Alan Turing: Torturing a Gay Genius to Death



Alan Turing

In writing a blog post about Alan Turing, it’s difficult to know where to start.  His accomplishments were great enough that Time Magazine listed him as one of the 100 most important people of the 20th century, a nationwide BBC poll in 2002 ranked him 21st of the “100 Greatest Britains,” he is widely considered the father of the modern computer (the computer world’s equivalent of the Nobel Prize is aptly called the “Turing Award”), and his personal story is tragic in the extreme.  

His musings about computers began in 1935 when he took a break from his usual run (he was a long distance runner through much of his life) to take a rest in an orchard under an apple tree (shades of Isaac Newton!).  He began musing about whether a mechanical process could be created to think logically, mimicking intelligence.  This thought guided his life.
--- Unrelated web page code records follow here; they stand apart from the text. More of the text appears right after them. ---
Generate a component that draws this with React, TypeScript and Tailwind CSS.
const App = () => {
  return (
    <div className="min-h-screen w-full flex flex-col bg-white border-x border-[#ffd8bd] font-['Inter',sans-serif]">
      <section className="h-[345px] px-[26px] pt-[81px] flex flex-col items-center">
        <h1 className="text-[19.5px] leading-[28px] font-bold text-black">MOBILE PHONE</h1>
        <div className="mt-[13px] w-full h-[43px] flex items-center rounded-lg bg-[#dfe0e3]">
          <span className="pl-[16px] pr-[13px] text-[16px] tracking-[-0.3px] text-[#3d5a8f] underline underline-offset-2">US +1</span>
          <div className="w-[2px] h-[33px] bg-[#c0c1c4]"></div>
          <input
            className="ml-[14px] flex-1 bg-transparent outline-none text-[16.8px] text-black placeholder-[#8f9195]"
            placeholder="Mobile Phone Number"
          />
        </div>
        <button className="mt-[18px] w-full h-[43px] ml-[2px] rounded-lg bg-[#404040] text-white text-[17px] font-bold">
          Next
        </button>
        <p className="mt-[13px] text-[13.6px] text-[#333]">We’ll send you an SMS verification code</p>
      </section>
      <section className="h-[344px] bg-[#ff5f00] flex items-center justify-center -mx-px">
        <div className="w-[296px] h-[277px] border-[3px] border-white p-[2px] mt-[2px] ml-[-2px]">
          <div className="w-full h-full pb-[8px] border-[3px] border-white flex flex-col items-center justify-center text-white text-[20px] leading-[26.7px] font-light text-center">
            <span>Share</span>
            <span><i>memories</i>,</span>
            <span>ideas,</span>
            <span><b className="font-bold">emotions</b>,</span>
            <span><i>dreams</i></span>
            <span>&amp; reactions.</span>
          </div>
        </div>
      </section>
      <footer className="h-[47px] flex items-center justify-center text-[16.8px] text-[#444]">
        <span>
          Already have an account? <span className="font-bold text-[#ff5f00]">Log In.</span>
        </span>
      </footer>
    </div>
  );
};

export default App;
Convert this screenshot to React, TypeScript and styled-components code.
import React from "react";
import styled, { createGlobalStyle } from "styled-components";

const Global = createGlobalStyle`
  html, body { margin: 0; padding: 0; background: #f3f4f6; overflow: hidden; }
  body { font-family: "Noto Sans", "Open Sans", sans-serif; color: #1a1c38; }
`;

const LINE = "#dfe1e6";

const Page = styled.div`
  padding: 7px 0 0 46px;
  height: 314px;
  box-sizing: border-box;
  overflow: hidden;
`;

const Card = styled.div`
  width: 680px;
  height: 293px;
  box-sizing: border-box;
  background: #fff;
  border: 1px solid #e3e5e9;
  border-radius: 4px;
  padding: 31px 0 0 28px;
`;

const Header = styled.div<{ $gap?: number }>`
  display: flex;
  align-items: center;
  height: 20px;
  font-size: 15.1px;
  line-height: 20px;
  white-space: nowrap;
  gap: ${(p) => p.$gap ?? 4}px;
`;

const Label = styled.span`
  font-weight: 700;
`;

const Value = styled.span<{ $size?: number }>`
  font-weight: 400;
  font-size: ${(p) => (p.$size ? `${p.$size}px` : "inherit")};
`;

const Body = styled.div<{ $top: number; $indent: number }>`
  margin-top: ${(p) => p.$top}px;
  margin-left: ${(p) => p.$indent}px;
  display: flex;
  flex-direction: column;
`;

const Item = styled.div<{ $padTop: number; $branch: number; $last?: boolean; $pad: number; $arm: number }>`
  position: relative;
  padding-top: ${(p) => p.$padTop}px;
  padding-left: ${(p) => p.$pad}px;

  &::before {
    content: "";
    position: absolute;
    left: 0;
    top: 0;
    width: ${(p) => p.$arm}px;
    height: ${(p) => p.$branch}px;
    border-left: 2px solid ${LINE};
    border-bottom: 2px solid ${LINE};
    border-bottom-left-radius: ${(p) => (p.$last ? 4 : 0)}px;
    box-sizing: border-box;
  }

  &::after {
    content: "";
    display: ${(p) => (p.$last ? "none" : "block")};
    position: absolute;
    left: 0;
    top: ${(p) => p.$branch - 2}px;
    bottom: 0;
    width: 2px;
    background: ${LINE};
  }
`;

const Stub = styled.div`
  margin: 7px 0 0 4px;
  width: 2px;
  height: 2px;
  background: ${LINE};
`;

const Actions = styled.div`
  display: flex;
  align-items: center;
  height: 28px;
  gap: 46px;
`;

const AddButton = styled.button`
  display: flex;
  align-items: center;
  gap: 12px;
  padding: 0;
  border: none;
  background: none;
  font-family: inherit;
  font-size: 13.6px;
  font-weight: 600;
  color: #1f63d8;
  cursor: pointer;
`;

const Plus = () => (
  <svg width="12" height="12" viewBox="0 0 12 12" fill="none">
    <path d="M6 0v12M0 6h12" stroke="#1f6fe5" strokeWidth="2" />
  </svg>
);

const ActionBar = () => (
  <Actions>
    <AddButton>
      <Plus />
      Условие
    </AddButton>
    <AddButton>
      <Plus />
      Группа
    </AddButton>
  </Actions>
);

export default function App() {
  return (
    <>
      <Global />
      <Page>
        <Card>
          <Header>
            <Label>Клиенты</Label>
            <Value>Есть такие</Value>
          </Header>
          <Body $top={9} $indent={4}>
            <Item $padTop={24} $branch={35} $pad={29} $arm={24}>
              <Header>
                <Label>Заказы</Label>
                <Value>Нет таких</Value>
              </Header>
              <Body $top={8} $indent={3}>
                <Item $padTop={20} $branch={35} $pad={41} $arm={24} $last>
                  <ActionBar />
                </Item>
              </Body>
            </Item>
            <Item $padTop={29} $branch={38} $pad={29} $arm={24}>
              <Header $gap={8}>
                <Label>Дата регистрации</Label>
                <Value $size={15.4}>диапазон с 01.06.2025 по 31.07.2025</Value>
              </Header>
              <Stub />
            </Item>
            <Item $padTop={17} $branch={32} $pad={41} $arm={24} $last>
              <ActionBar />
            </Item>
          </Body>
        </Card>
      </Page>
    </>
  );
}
Turing’s activities during World War II resulted in breaking the German’s "unbreakable" code and allowed the Allies to read German messages at will, leading Winston Churchill to later declare that Turing was a major reason for winning the war.  A new movie coming out this week about Turing is called “The Imitation Game” and, as I understand it, heavily features Turing’s code breaking.

After the war Turing focused on developing the machine that became the computer, and was responsible for many of the facets of that invention we now use so casually.  In 1950 he wrote a paper called “The Imitation Game” in which he created what is called the “Turing Test.”  Could an artificial intelligent program be developed that was so good it would fool 30% of experts into thinking they were conversing with a real human being?  For years no one did it, but just this year a Russian group passed the test by fooling 33% of the experts into believing they were conversing with a Ukrainian teenager who spoke English badly.  See http://www.washingtonpost.com/news/morning-mix/wp/2014/06/09/a-computer-just-passed-the-turing-test-in-landmark-trial/. If you want to talk to the imitation Ukrainian yourself and ask him questions go to http://princetonai.com/.
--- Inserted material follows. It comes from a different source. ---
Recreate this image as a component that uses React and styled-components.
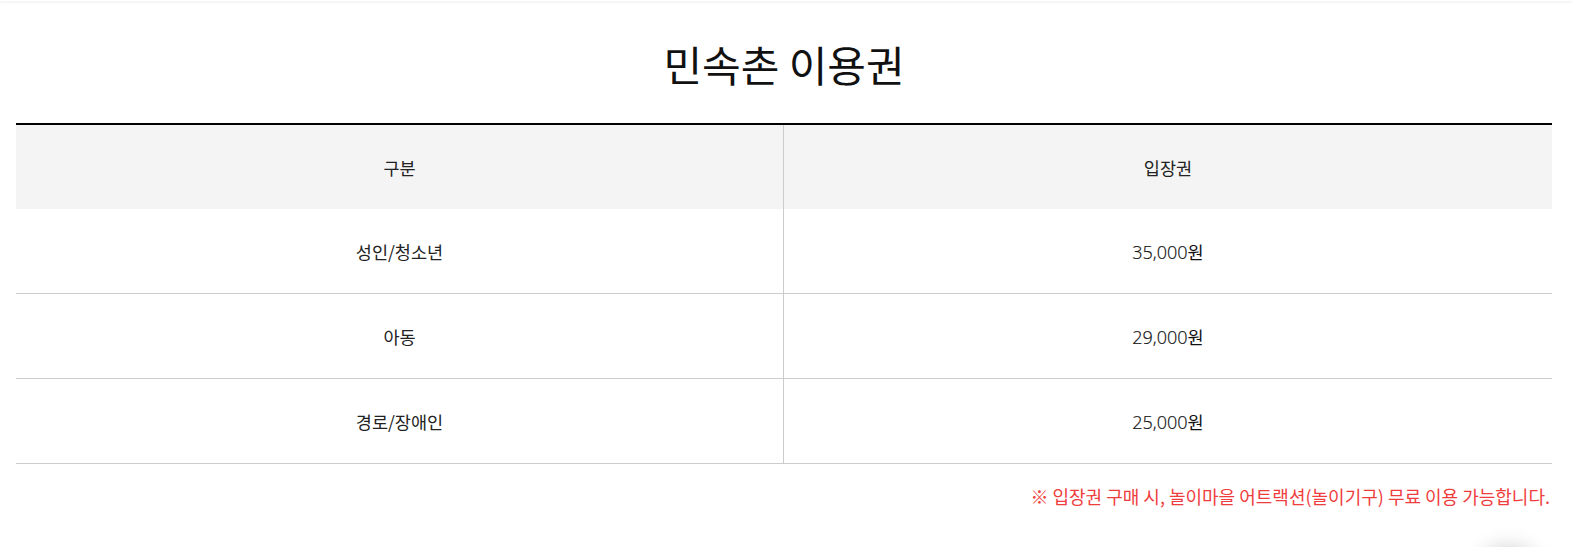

But Alan Turing’s worldwide fame came to an abrupt end in 1952 when the fact that he was gay was made public.  Turing’s homosexuality was something that he’d never hidden, and about which he was quite nonchalant (regarding it as an unimportant facet of his life).  In January of that awful year his home was burglarized by a friend of the man he was sleeping with, so Turing promptly reported the theft to the police.  When they asked him for details, he mentioned his affair with Arnold Murray, the friend of the culprit, and both Turing and Murray were immediately arrested for “gross indecency” since homosexual activity between men (but not women) was a felony in Great Britain at the time. 

Turing confessed to the crime, and, given a choice between prison and a probation under which he would undergo treatment to rid himself of his homosexual tendencies, Turing chose the latter.  The scientists of the day were experimenting with chemicals to combat this horrible lifestyle.  At first they assumed that gay men simply lacked sufficient testosterone to become heterosexuals, so they tried that.  But testosterone injections simply made the injectees hornier for gay sex, so the scientists switched to the opposite: estrogen, the female sexual hormone.  As a result, Turing, disgraced and alone in the world (and denied a passport by the United States, where he had done much of his important computer work), began to grow female breasts.  In 1954, at age 41, Alan Turing laced an apple with cyanide and committed suicide by eating it.  His codefendant, Arnold Murray committed suicide two years after that.

Cumberbatch as Turing
I’ve been fascinated with Turing’s story for a long time, reading “Alan Turing the Enigma,” the exhaustive biography by Andrew Hodges, in 1984, and seeing the 1996 television version of the play “Breaking the Code” by Hugh Whitemore in which the remarkable Derek Jacobi portrayed Turing (and, in a poignant moment, had to explain to his mother when she asked how the police knew he’d slept with another man that “well, I guess I told them”).  Recently there has been a lot written about Turing because two days from now a movie called “The Imitation Game,” directed by Morten Tyldum and starring Benedict Cumberbatch will open.  Time Magazine’s latest issue puts all this on this week’s cover.  The movie has been criticized pre-release for not making Turing’s homosexuality front and center, and instead concentrating on the brief romance he had during the war with a woman he declined to marry because he told her he was really interested sexually only in men.  I may have more to say on this blog about the movie once I’ve seen it.

But here’s the kicker to Turing’s story: in 2009 the British government, through Prime Minister Gordon Brown, made an official public apology for the “appalling way” Turing was treated by the country he’d saved during World War II.  The Queen granted Turing a posthumous pardon on December 24, 2013.  Well, Merry Christmas, Alan Turing!